2025-09-17 Papers

1/2

Paper 1

Scaling Agents via Continual Pre-training

Published: 2025-09-16

Link: http://arxiv.org/pdf/2509.13310

1. 📘 Topic and Domain: The paper focuses on scaling language models into agentic systems through continual pre-training in the domain of AI/ML, specifically addressing deep research agents capable of autonomous tool use and complex problem-solving.

2. 💡 Previous Research and New Ideas: Based on traditional post-training approaches (SFT and RL) for language models, the paper proposes a novel Agentic Continual Pre-training (Agentic CPT) framework as an intermediate step between pre-training and post-training.

3. ❓ Problem: The paper aims to solve the limitation of post-training approaches that force models to simultaneously learn diverse agentic behaviors while aligning them to expert demonstrations, creating optimization tensions.

4. 🛠️ Methods: The authors developed AgentFounder using First-order Action Synthesis (FAS) and Higher-order Action Synthesis (HAS) for data generation, implemented through a two-stage training strategy with progressive context window expansion (32K to 128K).

5. 📊 Results and Evaluation: AgentFounder-30B achieved state-of-the-art performance across 10 benchmarks, notably scoring 39.9% on BrowseComp-en, 43.3% on BrowseComp-zh, and 31.5% Pass@1 on HLE, outperforming both open-source and some commercial models.

Scaling Agents via Continual Pre-training

1/2

Paper 2

Towards General Agentic Intelligence via Environment Scaling

Published: 2025-09-16

Link: http://arxiv.org/pdf/2509.13311

1. 📘 Topic and Domain: The paper focuses on developing general agentic intelligence for Large Language Models through environment scaling and tool-learning capabilities.

2. 💡 Previous Research and New Ideas: Prior research used real-world APIs, LLM simulations, or manual environment construction for tool learning, while this paper proposes automatic environment construction and a two-phase agent training strategy.

3. ❓ Problem: The paper addresses the challenge of scaling up environments for training language agents' function-calling capabilities and effectively training agents in these environments.

4. 🛠️ Methods: The authors develop a scalable framework that automatically constructs heterogeneous environments through tool graph modeling and programmatic materialization, combined with a two-phase agent training approach (general foundation learning followed by domain specialization).

5. 📊 Results and Evaluation: Their AgentScaler models achieved state-of-the-art performance among open-source models under 1T parameters on τ-bench, τ2-Bench, and ACEBench benchmarks, with AgentScaler-30B-A3B performing comparably to trillion-parameter models.
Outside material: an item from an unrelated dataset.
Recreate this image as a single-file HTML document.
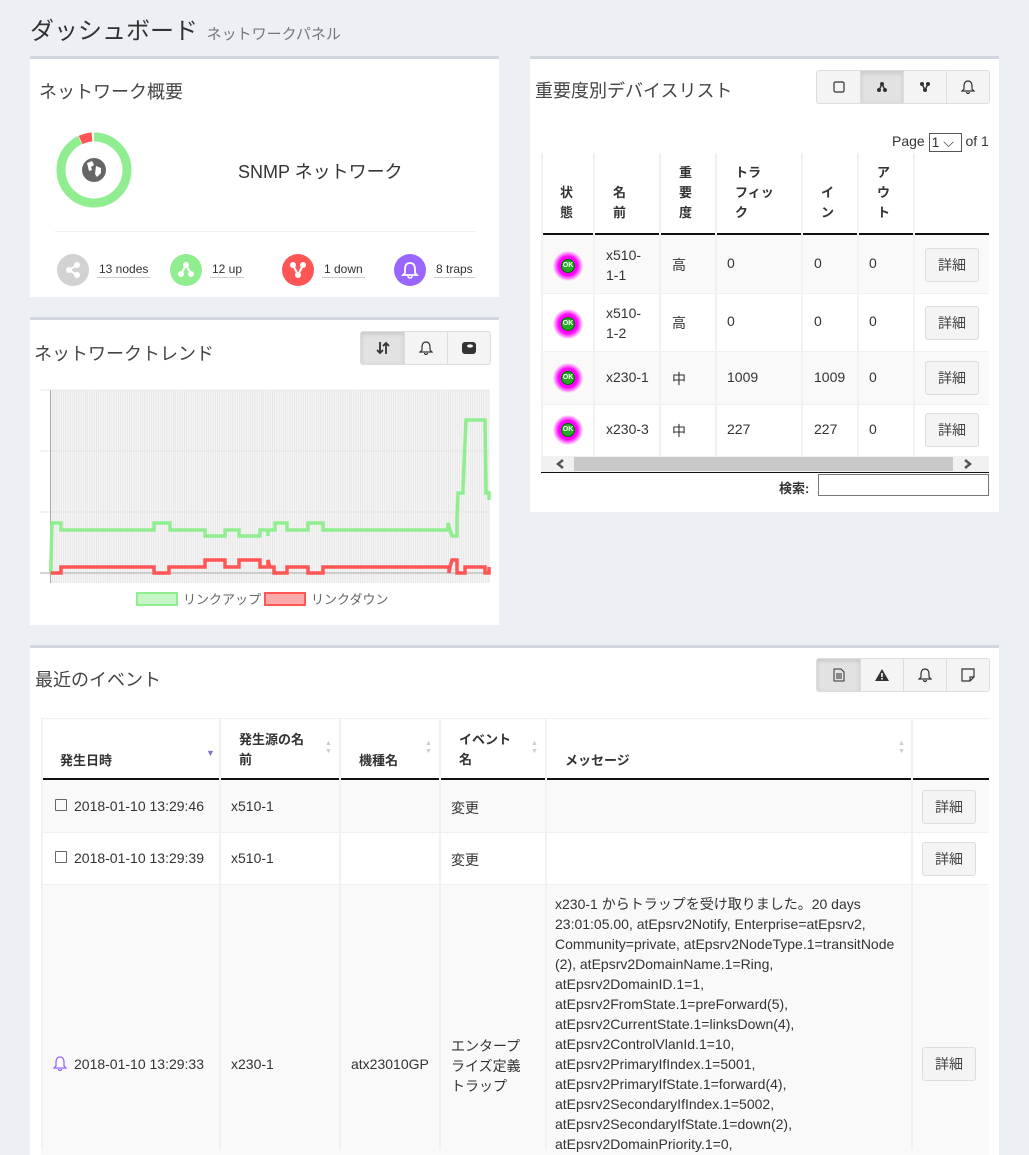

Towards General Agentic Intelligence via Environment Scaling

1/2

Paper 3

WebResearcher: Unleashing unbounded reasoning capability in Long-Horizon Agents

Published: 2025-09-16

Link: http://arxiv.org/pdf/2509.13309

1. 📘 Topic and Domain: Development of an advanced AI research agent (WebResearcher) that can autonomously discover and synthesize knowledge from external sources through web search and tool use.

2. 💡 Previous Research and New Ideas: Based on previous deep-research systems like OpenAI's Deep Research and Google's Gemini Deep Research, but introduces a novel iterative paradigm instead of the traditional mono-contextual approach for information accumulation.

3. ❓ Problem: Addresses the limitations of current mono-contextual AI research agents that suffer from context suffocation and noise contamination when handling complex, long-horizon research tasks.

4. 🛠️ Methods: Implements IterResearch (an iterative deep-research paradigm), WebFrontier (a data synthesis engine), and a Research-Synthesis Framework using multiple parallel agents, with periodic consolidation of findings into evolving reports.

5. 📊 Results and Evaluation: Achieved state-of-the-art performance across 6 benchmarks, notably scoring 36.7% accuracy on Humanity's Last Exam (surpassing DeepSeek-V3.1's 29.8%) and 51.7% on BrowseComp-en (matching OpenAI's Deep Research system).